DAMO-NLP-SG / VideoLLaMA2

VideoLLaMA 2: Advancing Spatial-Temporal Modeling and Audio Understanding in Video-LLMs
Apache License 2.0
835 stars 56 forks source link

'vicuna' as model_base #38

Open lucasxu777 opened 3 months ago

lucasxu777 commented 3 months ago

How can we use vicuna as the LLM in inference code. Below is the error message. Thanks.

Screenshot 2024-07-07 at 3 51 32 PM
clownrat6 commented 3 months ago

Could you please share your full scripts. I need to check model_name. This is usually caused by loading LLM weights via a mismatched Videollama2xxxforCausalLM class.

lucasxu777 commented 3 months ago

Here is the code. I only changed model_base from "None" to "vicuna"

import os import torch import transformers import pandas as pd

import sys sys.path.append('/content/VideoLLaMA2') from videollama2.conversation import conv_templates from videollama2.constants import DEFAULT_MMODAL_TOKEN, MMODAL_TOKEN_INDEX from videollama2.mm_utils import get_model_name_from_path, tokenizer_MMODAL_token, process_video, process_image from videollama2.model.builder import load_pretrained_model

def inference(): video_dir = '/content/drive/My Drive/ColabNotebooks/sample_data/data/beta_vids/'

video_paths = [os.path.join(video_dir, f) for f in os.listdir(video_dir) if f.endswith('.mp4') or f.endswith('.MOV')]
questions = ['On the scale of 1-5 how anxious is the person in the video?'] * len(video_paths)
modal_list = ['video'] * len(video_paths)

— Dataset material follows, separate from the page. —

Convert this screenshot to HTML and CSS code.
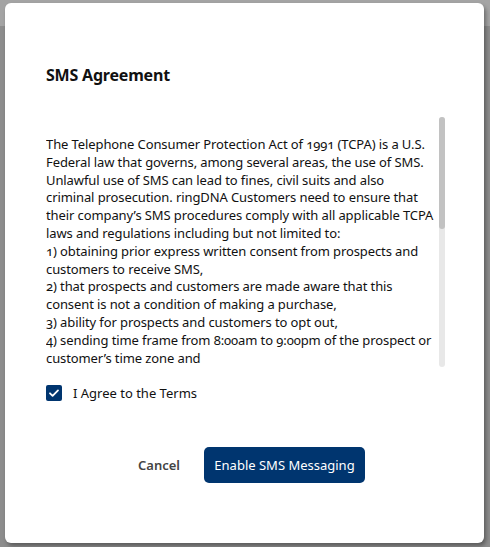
FILE: index.html
```html
<!DOCTYPE html>
<html lang="en">
<head>
<meta charset="utf-8">
<title>SMS Agreement</title>
<link rel="stylesheet" href="styles.css">
</head>
<body>
<div class="modal">
  <h2 class="title">SMS Agreement</h2>
  <div class="scroll-wrap">
    <div class="scroll">
      <p class="terms">The Telephone Consumer Protection Act of 1991 (TCPA) is a U.S.<br>Federal law that governs, among several areas, the use of SMS.<br>Unlawful use of SMS can lead to fines, civil suits and also<br>criminal prosecution. ringDNA Customers need to ensure that<br>their company’s SMS procedures comply with all applicable TCPA<br>laws and regulations including but not limited to:<br>1) obtaining prior express written consent from prospects and<br>customers to receive SMS,<br>2) that prospects and customers are made aware that this<br>consent is not a condition of making a purchase,<br>3) ability for prospects and customers to opt out,<br>4) sending time frame from 8:00am to 9:00pm of the prospect or<br>customer’s time zone and</p>
    </div>
    <div class="scrollbar"><div class="thumb"></div></div>
  </div>
  <label class="agree">
    <span class="box"><svg viewBox="0 0 16 16" width="16" height="16"><path d="M4 8.3l2.6 2.6L12 5.4" fill="none" stroke="#fff" stroke-width="1.8" stroke-linecap="round" stroke-linejoin="round"/></svg></span>
    <span class="agree-text">I Agree to the Terms</span>
  </label>
  <div class="actions">
    <button class="btn-cancel">Cancel</button>
    <button class="btn-primary">Enable SMS Messaging</button>
  </div>
</div>
</body>
</html>
```

FILE: styles.css
```css
html, body {
  margin: 0;
  padding: 0;
}
body {
  width: 490px;
  height: 547px;
  overflow: hidden;
  background: linear-gradient(#a4a4a4 0, #a4a4a4 26px, #8d8d8d 26px);
  font-family: "Noto Sans", "Open Sans", sans-serif;
  color: #111;
}
.modal {
  box-sizing: border-box;
  margin: 3px 0 0 5px;
  width: 479px;
  height: 540px;
  background: #fff;
  border-radius: 6px;
  box-shadow: 2px 3px 4px rgba(0, 0, 0, 0.35);
  padding: 60px 39px 0 41px;
}
.title {
  margin: 0;
  font-size: 16px;
  line-height: 24px;
  font-weight: 700;
  letter-spacing: -0.2px;
  color: #111;
}
.scroll-wrap {
  margin-top: 30px;
  height: 250px;
  display: flex;
}
.scroll {
  flex: 1;
  overflow: hidden;
}
.scrollbar {
  width: 6px;
  background: #e8e8e8;
  border-radius: 3px;
  flex: none;
}
.thumb {
  height: 112px;
  background: #c2c2c2;
  border-radius: 3px;
}
.terms {
  margin: 0;
  padding: 19px 0 0 0;
  font-size: 13px;
  line-height: 17.8px;
  letter-spacing: -0.1px;
  white-space: nowrap;
  font-variant-numeric: oldstyle-nums;
  color: #111;
}
.agree {
  margin-top: 18px;
  display: flex;
  align-items: center;
  gap: 11px;
  height: 16px;
}
.box {
  width: 16px;
  height: 16px;
  border-radius: 2px;
  background: #00356f;
  display: flex;
}
.agree-text {
  font-size: 13px;
  color: #111;
}
.actions {
  margin-top: 46px;
  display: flex;
  justify-content: center;
  gap: 12px;
}
.btn-cancel {
  border: 0;
  background: transparent;
  font-family: inherit;
  font-size: 13px;
  font-weight: 600;
  color: #444;
  padding: 0 12px;
  height: 36px;
}
.btn-primary {
  border: 0;
  background: #00356f;
  color: #fff;
  font-family: inherit;
  font-size: 13px;
  height: 36px;
  width: 161px;
  border-radius: 5px;
  padding: 0;
}
```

model_path = 'DAMO-NLP-SG/VideoLLaMA2-7B'
model_name = get_model_name_from_path(model_path)
model_base = "lmsys/vicuna-7b-v1.5"

tokenizer, model, processor, context_len = load_pretrained_model(model_path, model_base, model_name)
model = model.to('cuda:0')

conv_mode = 'llama_2'
results = []

for path, question in zip(video_paths, questions):
    tensor = process_video(path, processor, model.config.image_aspect_ratio).to(dtype=torch.float16, device='cuda', non_blocking=True)
    default_mm_token = DEFAULT_MMODAL_TOKEN["VIDEO"]
    modal_token_index = MMODAL_TOKEN_INDEX["VIDEO"]
    tensor = [tensor]

    question = default_mm_token + "\n" + question
    conv = conv_templates[conv_mode].copy()
    conv.append_message(conv.roles[0], question)
    conv.append_message(conv.roles[1], None)
    prompt = conv.get_prompt()
    input_ids = tokenizer_MMODAL_token(prompt, tokenizer, modal_token_index, return_tensors='pt').unsqueeze(0).to('cuda:0')

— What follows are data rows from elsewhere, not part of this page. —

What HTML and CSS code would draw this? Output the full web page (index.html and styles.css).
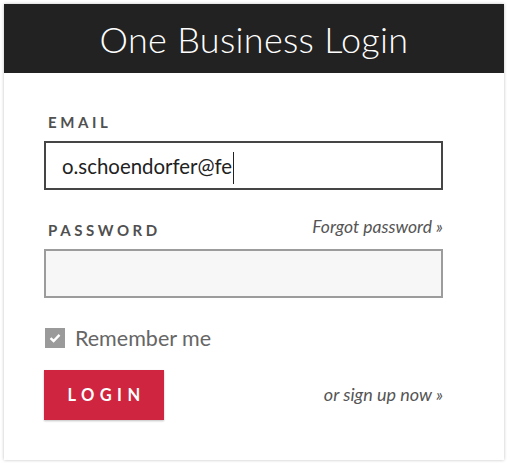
FILE: index.html
```html
<!DOCTYPE html>
<html>
<head>
<meta charset="utf-8">
<link rel="stylesheet" href="styles.css">
</head>
<body>
<div class="card">
  <div class="header"><h1>One Business Login</h1></div>
  <form class="form">
    <div class="field">
      <div class="label-row"><label class="label">EMAIL</label></div>
      <div class="input focused"><span class="value">o.schoendorfer@fe</span><span class="caret"></span></div>
    </div>
    <div class="field">
      <div class="label-row"><label class="label">PASSWORD</label><a class="link forgot">Forgot password »</a></div>
      <div class="input empty"></div>
    </div>
    <div class="remember">
      <span class="check"><svg width="12" height="10" viewBox="0 0 12 10"><path d="M1.5 5.2 L4.6 8 L10.5 1.8" fill="none" stroke="#fff" stroke-width="2.4"/></svg></span>
      <span class="remember-text">Remember me</span>
    </div>
    <div class="actions">
      <button type="button" class="btn">LOGIN</button>
      <a class="link signup">or sign up now »</a>
    </div>
  </form>
</div>
</body>
</html>
```
FILE: styles.css
```css
* { box-sizing: border-box; }
html, body { margin: 0; padding: 0; background: #fff; }
body { font-family: Lato, "Open Sans", sans-serif; }
.card {
  margin: 4px;
  width: 500px;
  height: 456px;
  background: #fff;
  box-shadow: 0 0 3px rgba(0,0,0,0.25);
}
.header {
  height: 69px;
  background: #222222;
  display: flex;
  align-items: center;
  justify-content: center;
}
.header h1 {
  margin: 0;
  color: #fff;
  font-weight: 300;
  font-size: 36px;
  letter-spacing: 0.3px;
  line-height: 1;
}
.form {
  padding: 39px 61px 0 40px;
}
.field + .field { margin-top: 30px; }
.label-row {
  display: flex;
  justify-content: space-between;
  align-items: center;
  height: 20px;
  margin-bottom: 9px;
}
.label {
  margin-left: 4px;
  font-size: 15px;
  font-weight: 700;
  letter-spacing: 3.6px;
  color: #505050;
  line-height: 1;
}
.link {
  font-style: italic;
  font-size: 17.5px;
  color: #555;
  line-height: 1;
}
.forgot { margin-bottom: 7px; }
.input {
  height: 49px;
  display: flex;
  align-items: center;
  padding-left: 16px;
}
.focused { border: 2px solid #454545; background: #fff; }
.empty { border: 2px solid #9c9c9c; background: #f7f7f7; }
.value { font-size: 20.4px; color: #222; }
.caret { width: 1px; height: 32px; background: #222; margin-left: 1px; margin-top: 4px; }
.remember {
  display: flex;
  align-items: center;
  margin-top: 30px;
  margin-left: 1px;
  height: 20px;
}
.check {
  width: 20px;
  height: 20px;
  background: #9a9a9a;
  display: flex;
  align-items: center;
  justify-content: center;
}
.remember-text {
  margin-left: 10px;
  font-size: 21.5px;
  color: #666;
}
.actions {
  display: flex;
  justify-content: space-between;
  align-items: center;
  margin-top: 22px;
}
.btn {
  width: 120px;
  height: 50px;
  background: #cf2540;
  border: none;
  color: #fff;
  font-family: Lato, sans-serif;
  font-weight: 700;
  font-size: 16.5px;
  letter-spacing: 5.4px;
  padding: 0 0 0 5px;
  box-shadow: 0 1px 2px rgba(0,0,0,0.25);
}
.signup { font-size: 18px; margin-bottom: 3px; }
```
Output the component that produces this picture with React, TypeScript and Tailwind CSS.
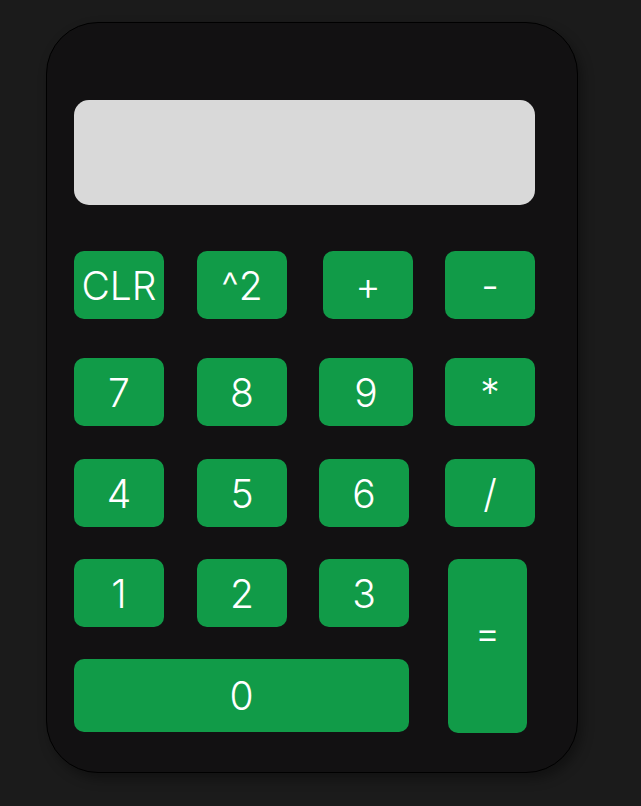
import React from "react"

const font = { fontFamily: "Inter, 'Noto Sans', sans-serif" }

function Key({ label, className = "" }: { label: string; className?: string }) {
  return (
    <button
      className={`flex items-center justify-center rounded-[10px] bg-[#119b48] text-white text-[39px] font-light leading-none ${className}`}
    >
      {label}
    </button>
  )
}

export default function App() {
  return (
    <div className="h-[806px] w-full bg-[#1b1b1b] pt-[22px] pl-[46px]" style={font}>
      <div className="w-[532px] h-[751px] rounded-[52px] border border-black bg-[#121112] px-[27px] pt-[77px] shadow-[4px_6px_12px_rgba(0,0,0,0.35)]">
        {/* Display */}
        <div className="h-[105px] w-[461px] rounded-[15px] bg-[#d9d9d9]" />

        {/* Row 1 */}
        <div className="mt-[46px] flex">
          <Key label="CLR" className="w-[90px] h-[68px]" />
          <Key label="^2" className="ml-[33px] w-[90px] h-[68px]" />
          <Key label="+" className="ml-[36px] w-[90px] h-[68px]" />
          <Key label="-" className="ml-[32px] w-[90px] h-[68px]" />
        </div>

        {/* Row 2 */}
        <div className="mt-[39px] flex">
          <Key label="7" className="w-[90px] h-[68px]" />
          <Key label="8" className="ml-[33px] w-[90px] h-[68px]" />
          <Key label="9" className="ml-[32px] w-[94px] h-[68px] rounded-[3px] rounded-tr-[10px] rounded-br-[10px]" />
          <Key label="*" className="ml-[32px] w-[90px] h-[68px]" />
        </div>

        {/* Row 3 */}
        <div className="mt-[33px] flex">
          <Key label="4" className="w-[90px] h-[68px]" />
          <Key label="5" className="ml-[33px] w-[90px] h-[68px]" />
          <Key label="6" className="ml-[32px] w-[90px] h-[68px]" />
          <Key label="/" className="ml-[36px] w-[90px] h-[68px]" />
        </div>

        {/* Row 4 + 0 + equals */}
        <div className="mt-[32px] flex">
          <div className="flex flex-col">
            <div className="flex">
              <Key label="1" className="w-[90px] h-[68px]" />
              <Key label="2" className="ml-[33px] w-[90px] h-[68px]" />
              <Key label="3" className="ml-[32px] w-[90px] h-[68px]" />
            </div>
            <Key label="0" className="mt-[32px] w-[335px] h-[73px]" />
          </div>
          <Key label="=" className="ml-[39px] w-[79px] h-[174px] pb-[28px]" />
        </div>
      </div>
    </div>
  )
}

    with torch.inference_mode():
        output_ids = model.generate(
            input_ids,
            images_or_videos=tensor,
            modal_list=['video'],
            do_sample=True,
            temperature=0.2,
            max_new_tokens=1024,
            use_cache=True,
        )

    outputs = tokenizer.batch_decode(output_ids, skip_special_tokens=True)
    results.append({'video': path, 'output': outputs[0]})

df = pd.DataFrame(results)
output_file = '/content/drive/My Drive/ColabNotebooks/gemma_anxious_result.csv'
df.to_csv(output_file, index=False)
print(f"Results saved to {output_file}")

if name == "main": inference()

clownrat6 commented 3 months ago

Setting model_base=lmsys/vicuna-7b-v1.5 will return llama-based VideoLLaMA2 model, i.e., Videollama2LlamaForCausalLM. However, DAMO-NLP-SG/VideoLLaMA2-7B is trained based on mistralai/Mistral-7B-Instruct-v0.2, which mismatches the architecture of Videollama2LlamaForCausalLM.

clownrat6 commented 3 months ago

If you want to use DAMO-NLP-SG/VideoLLaMA2-7B for inference, please set model_base=None. If you want to use VideoLLaMA2 with lmsys/vicuna-7b-v1.5, you need to retrain a new VideoLLaMA2, which is based on lmsys/vicuna-7b-v1.5.